Worth Talking About
By Neal Shaffer

Virtually every media outlet takes some time at the end of one year and the beginning of the next to stop and look around, to make a few lists about the year that was and a few predictions about the year that will be. It’s a vanity project of sorts, but it’s also a great deal of fun. Here will be no different, except that it’s even more fun to not bother limiting the screed to just predictions or just wrap-ups. Instead, what follows will be a little of both. In no particular order, here are five things to consider:

  1. Dan Issel quit...

    ...and it was, indeed, a damn shame. This one comes first only because it needs little or no comment in light of this column’s previous installment. Suffice to say that Dan Issel has proven beyond doubt that he is a good man. Like so many others, that trait cost him his job.

  2. The Baltimore Ravens will not win the Super Bowl again.

    With any luck, this prediction will prove out for many years to come. The Ravens as presently constituted represent most everything that is wrong with professional sports in America, and they show no signs of either recognition or contrition. The team is devoid of class: they talk too much trash, they neither lose nor win gracefully, and they insist that their ignorance is confidence. The Steelers, the Packers, the Rams—these teams have confidence, but they do not act as though they are God’s gift to the gridiron. Coach Brian Billick is no better. Here is a man who committed an unforgivable act of disrespect in ditching quarterback Trent Dilfer and still, despite a wholly mediocre season by hand-picked replacement Elvis Grbac, insists he made the right move.
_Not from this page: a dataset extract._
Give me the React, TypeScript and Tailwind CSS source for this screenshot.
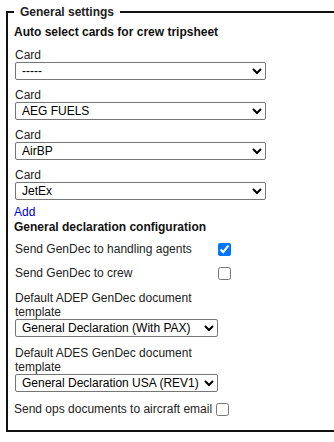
import { useState } from "react";

const cards = ["-----", "AEG FUELS", "AirBP", "JetEx"];
const cardOptions = ["-----", "AEG FUELS", "AirBP", "JetEx", "World Fuel"];
const templates = ["General Declaration (With PAX)", "General Declaration USA (REV1)"];

function Select({
  value,
  options,
  width,
}: {
  value: string;
  options: string[];
  width: string;
}) {
  return (
    <select
      defaultValue={value}
      className={`${width} ml-[1px] block h-[18px] rounded-[2px] border border-[#767676] bg-white pl-[2px] text-[12px] leading-[14px] text-black`}
    >
      {options.map((o) => (
        <option key={o}>{o}</option>
      ))}
    </select>
  );
}

export default function App() {
  const [toAgents, setToAgents] = useState(true);
  const [toCrew, setToCrew] = useState(false);
  const [opsEmail, setOpsEmail] = useState(false);

  return (
    <div
      className="h-[442px] w-[334px] overflow-hidden bg-white text-[12px] leading-[14px] text-[#222]"
      style={{ fontFamily: '"Liberation Sans", Arial, sans-serif' }}
    >
      <fieldset className="ml-[6px] mt-[5px] w-[400px] border-2 border-[#111] pb-[14px] pl-[6px] pr-2">
        <legend className="px-[6px] font-bold leading-[14px] text-[#222]">General settings</legend>

        <div className="mt-[6px] font-bold text-[#111]">Auto select cards for crew tripsheet</div>

        {cards.map((c, i) => (
          <div key={i} className={i === 0 ? "mt-[9px]" : "mt-[8px]"}>
            <div className="pl-[1px]">Card</div>
            <Select value={c} options={cardOptions} width="w-[251px]" />
          </div>
        ))}

        <a href="#" className="mt-[5px] block text-[#0000cc]">
          Add
        </a>
        <div className="mt-[1px] font-bold text-[#111]">General declaration configuration</div>

        <label className="mt-[8px] flex h-[14px] items-center">
          <span className="w-[204px] pl-[1px]">Send GenDec to handling agents</span>
          <input
            type="checkbox"
            checked={toAgents}
            onChange={() => setToAgents(!toAgents)}
            className="m-0 h-[13px] w-[13px]"
          />
        </label>
        <label className="mt-[10px] flex h-[14px] items-center">
          <span className="w-[204px] pl-[1px]">Send GenDec to crew</span>
          <input
            type="checkbox"
            checked={toCrew}
            onChange={() => setToCrew(!toCrew)}
            className="m-0 h-[13px] w-[13px]"
          />
        </label>

        <div className="mt-[11px] w-[195px] pl-[1px]">Default ADEP GenDec document template</div>
        <Select value={templates[0]} options={templates} width="w-[203px]" />

        <div className="mt-[9px] w-[195px] pl-[1px]">Default ADES GenDec document template</div>
        <Select value={templates[1]} options={templates} width="w-[203px]" />

        <label className="mt-[10px] flex h-[14px] items-center">
          <span>Send ops documents to aircraft email</span>
          <input
            type="checkbox"
            checked={opsEmail}
            onChange={() => setOpsEmail(!opsEmail)}
            className="my-0 ml-[4px] h-[13px] w-[13px]"
          />
        </label>
      </fieldset>
    </div>
  );
}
When they lose in the early rounds at least one Baltimorean will have a beer raised to justice.

  3. Hockey is interesting; nobody cares.

    Right now the NHL is the closest thing to the old-school America has. Hockey is as tradition-rich as it gets, and no other sport boasts such a consistent mix of grit and flash. Still, it lags far behind the Big Three in both ratings and coverage. This is vexing. Why, after all, do we watch sports? While hockey players certainly don’t have trouble paying the rent they are not, save for a very small handful of elites, pulling in the kind of ridiculous money that has led to the popular disdain for pro athletes as a class. The punishment they take in a given match would land the average athlete in any other sport on injured reserve, and they take it in relative anonymity. Someday we will wake up and be very angry that we hadn’t been watching all along.

  4. Baseball is in serious trouble.

    Where to start with this? Baseball is a glorious and beautiful game, but greed and mismanagement are threatening to make it a thing of the past. An overstatement? Not exactly. Fans in places like Milwaukee, Pittsburgh, Anaheim, and Florida will approach Opening Day knowing that their teams will not compete. Economic troubles have gotten so serious that fans in Montreal and Minnesota may not have a team at all come April 1. Meanwhile, the Yankees buy a winning team every winter because they can, and the players union fights tooth and nail to keep it that way by refusing to acknowledge the need for a salary cap. This is just the tip of the iceberg – there will be more to come on this subject later.

  5. Sports will, for another year, be worth talking about.

    This column was conceived with the idea that sports is a major force in American culture that deserves serious attention. While some folks—John Feinstein, Tony Kornheiser, Michael Wilbon, and Dan Patrick come to mind—do provide a measure of intelligent analysis, the field is far from cluttered. Most of the time sports "analysis" consists of some pundit who played in high school waxing pseudo-philosophical about what he would do if he were the coach. Despite this not a week goes by without some event in sports that has implications and repercussions for the culture as a whole. Hunter S. Thompson currently writes a sports column for, and that alone ought to be enough to make one stop and wonder. So here, then, is to 2002.